Outro exemplo a ser dado nesse contexto é de um autor ainda mais conhecido: Vinícius de Moraes. Em seu texto Receita de mulher, ele é incisivo: “As muito feias que me perdoem/Mas beleza é fundamental.” E mais adiante, no mesmo texto, diz ser necessário que a mulher: “Seja bela ou tenha pelo menos um rosto que lembre um templo e/Seja leve como um resto de nuvem: mas que seja uma nuvem /Com olhos e nádegas. / Nádegas é importantíssimo.” Os defensores do politicamente correto atacariam o poetinha, acusando-o de preconceituoso e que “a beleza interior é mais importante” e por aí vai.

Até mesmo em singelas cantigas de roda, tão populares entre as crianças, encontramos exemplos criticáveis por aqueles que carregam a bandeira dos bons costumes. Os defensores dos animais lutaram contra “Atirei o pau no gato” por se tratar de uma verdadeira apologia aos maus-tratos contra os animas. Após uma análise aprofundada da música, perceberam que a personagem da canção infantil atira o pau no gato, constata que ele não morreu e nos conta que uma outra pessoa (a Dona Chica) se admirou com o berro que o gato deu. Causado por uma dor muito grande, provavelmente.

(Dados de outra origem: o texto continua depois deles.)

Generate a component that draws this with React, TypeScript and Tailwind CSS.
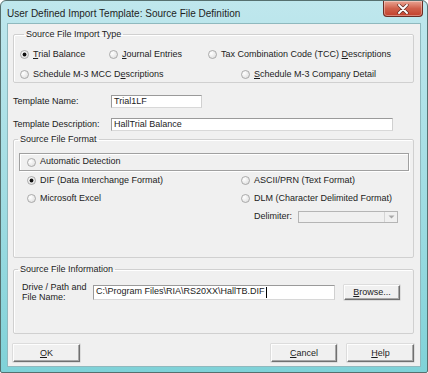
import React from "react";

function Radio({ checked }: { checked?: boolean }) {
  return (
    <svg width="9" height="9" viewBox="0 0 9 9" className="shrink-0">
      <defs>
        <radialGradient id="rg" cx="0.35" cy="0.35" r="0.8">
          <stop offset="0" stopColor="#ffffff" />
          <stop offset="1" stopColor="#dcdcdc" />
        </radialGradient>
      </defs>
      <circle cx="4.5" cy="4.5" r="4" fill="url(#rg)" stroke="#9a9b9b" strokeWidth="0.8" />
      {checked && <circle cx="4.5" cy="4.5" r="1.9" fill="#111" />}
    </svg>
  );
}

function Opt({ checked, children, className = "" }: { checked?: boolean; children: React.ReactNode; className?: string }) {
  return (
    <div className={"flex items-center gap-[4px] h-[11px] " + className}>
      <Radio checked={checked} />
      <span className="whitespace-nowrap">{children}</span>
    </div>
  );
}

function Group({ title, className = "", children }: { title: string; className?: string; children: React.ReactNode }) {
  return (
    <fieldset className={"border border-[#d0d0d0] rounded-[2px] shadow-[inset_1px_1px_0_#ffffff] " + className}>
      <legend className="ml-[4px] px-[2px] leading-[11px]">{title}</legend>
      {children}
    </fieldset>
  );
}

function Box({ className = "", children }: { className?: string; children?: React.ReactNode }) {
  return (
    <div className={"bg-white border border-[#9a9a9a] border-b-[#d8d8d8] border-r-[#d0d0d0] flex items-center pl-[2px] whitespace-nowrap " + className}>
      {children}
    </div>
  );
}

function Btn({ className = "", children }: { className?: string; children: React.ReactNode }) {
  return (
    <button className={"bg-[#f0f0f0] border border-t-[#fdfdfd] border-l-[#fdfdfd] border-r-[#707070] border-b-[#707070] shadow-[inset_-1px_-1px_0_#a8a8a8,0_0_0_0.5px_#c8c8c8] flex items-center justify-center leading-[11px] " + className}>
      {children}
    </button>
  );
}

export default function App() {
  return (
    <div className="w-[428px] h-[373px] bg-gradient-to-b from-[#bfe7ed] via-[#a2dde3] to-[#7fd2d8] border border-[#56706f] rounded-t-[6px] rounded-b-[2px] font-['Liberation_Sans',Arial,sans-serif] text-[9px] text-[#1c1c1c] overflow-hidden">
      {/* Title bar */}
      <div className="h-[22px] flex items-start justify-between">
        <div className="pl-[6px] pt-[7px] text-[10px] leading-[12px] text-[#1e1e1e]">User Defined Import Template: Source File Definition</div>
        <div className="mr-[4px] w-[40px] h-[16px] rounded-b-[4px] border border-t-0 border-[#6b2c23] bg-gradient-to-b from-[#e9a493] via-[#d0604b] to-[#c2402b] flex items-center justify-center shadow-[inset_0_0_0_1px_rgba(255,255,255,0.35)]">
          <svg width="12" height="10" viewBox="0 0 12 10">
            <path d="M2 1 L10 9 M10 1 L2 9" stroke="#5a2a22" strokeWidth="3.2" strokeLinecap="round" />
            <path d="M2 1 L10 9 M10 1 L2 9" stroke="#ffffff" strokeWidth="1.9" strokeLinecap="round" />
          </svg>
        </div>
      </div>

      {/* Client area */}
      <div className="ml-[6px] w-[414px] h-[344px] bg-[#f0f0f0] border border-[#8fb9be] flex flex-col pl-[5px] pr-[6px]">
        <Group title="Source File Import Type" className="mt-[5px] pb-[2px] pl-[6px]">
          <div className="flex mt-[9px]">
            <Opt checked className="w-[89px]"><u>T</u>rial Balance</Opt>
            <Opt className="w-[99px]"><u>J</u>ournal Entries</Opt>
            <Opt>Tax Combination Code (TCC) <u>D</u>escriptions</Opt>
          </div>
          <div className="flex mt-[9px]">
            <Opt className="w-[221px]">Schedule M-3 MCC D<u>e</u>scriptions</Opt>
            <Opt><u>S</u>chedule M-3 Company Detail</Opt>
          </div>
        </Group>

        <div className="flex items-center mt-[12px]">
          <div className="w-[98px]">Template Name:</div>
          <Box className="w-[91px] h-[13px]">Trial1LF</Box>
        </div>
        <div className="flex items-center mt-[9px]">
          <div className="w-[98px]">Template Description:</div>
          <Box className="w-[282px] h-[13px]">HallTrial Balance</Box>
        </div>

        <Group title="Source File Format" className="mt-[3px] pb-[34px]">
          <div className="mt-[8px] ml-[5px] mr-[4px] h-[18px] border border-[#a0a0a0] shadow-[inset_1px_1px_0_#ffffff,1px_1px_0_#ffffff] flex items-center pl-[7px]">
            <Opt>Automatic Detection</Opt>
          </div>
          <div className="flex mt-[4px] pl-[13px]">
            <Opt checked className="w-[214px]">DIF (Data Interchange Format)</Opt>
            <Opt>ASCII/PRN (Text Format)</Opt>
          </div>
          <div className="flex mt-[7px] pl-[13px]">
            <Opt className="w-[214px]">Microsoft Excel</Opt>
            <Opt>DLM (Character Delimited Format)</Opt>
          </div>
          <div className="flex items-center mt-[7px] ml-[240px] h-[12px]">
            <div className="w-[44px]">Delimiter:</div>
            <div className="w-[100px] h-[12px] border border-[#b5b5b5] bg-[#f0f0f0] flex justify-end">
              <div className="w-[13px] h-full border-l border-[#d5d5d5] flex items-center justify-center">
                <svg width="7" height="4" viewBox="0 0 7 4">
                  <path d="M0.5 0.5 L6.5 0.5 L3.5 3.5 Z" fill="#a8a8a8" />
                </svg>
              </div>
            </div>
          </div>
        </Group>

        <Group title="Source File Information" className="mt-[6px] pb-[31px]">
          <div className="flex items-center mt-[7px] pl-[8px]">
            <div className="w-[71px] leading-[10px]">
              Drive / Path and
              <br />
              File Name:
            </div>
            <Box className="w-[242px] h-[15px]">
              C:\Program Files\RIA\RS20XX\HallTB.DIF
              <span className="inline-block w-px h-[11px] bg-black ml-px" />
            </Box>
            <Btn className="ml-[9px] w-[56px] h-[15px]"><span><u>B</u>rowse...</span></Btn>
          </div>
        </Group>

        <div className="flex mt-[10px]">
          <Btn className="w-[67px] h-[18px]"><span><u>O</u>K</span></Btn>
          <Btn className="ml-auto w-[66px] h-[18px]"><span><u>C</u>ancel</span></Btn>
          <Btn className="ml-[10px] w-[67px] h-[18px]"><span><u>H</u>elp</span></Btn>
        </div>
      </div>
    </div>
  );
}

Certamente por isso fizeram uma versão “politicamente correta” da música. Aqui está ela: “Não atire o pau no gato (to-to)/Porque isso (sso-sso)/ Não se faz (faz-faz)/ Ô gatinho (nho-nho)/ É nosso amigo (go)/ Não devemos maltratar/ Os Animais/ Jamais!!!”. O próximo alvo dessa ditadura deve ser o “Boi da cara preta”, aquele que "pega menino que tem medo de careta". Os censores perguntarão: “Por que cara preta?” ou ainda "Será uma apologia à pedofilia?", antes de propor uma nova versão da cantiga. Na verdade, coisa de gente que não tem o que fazer.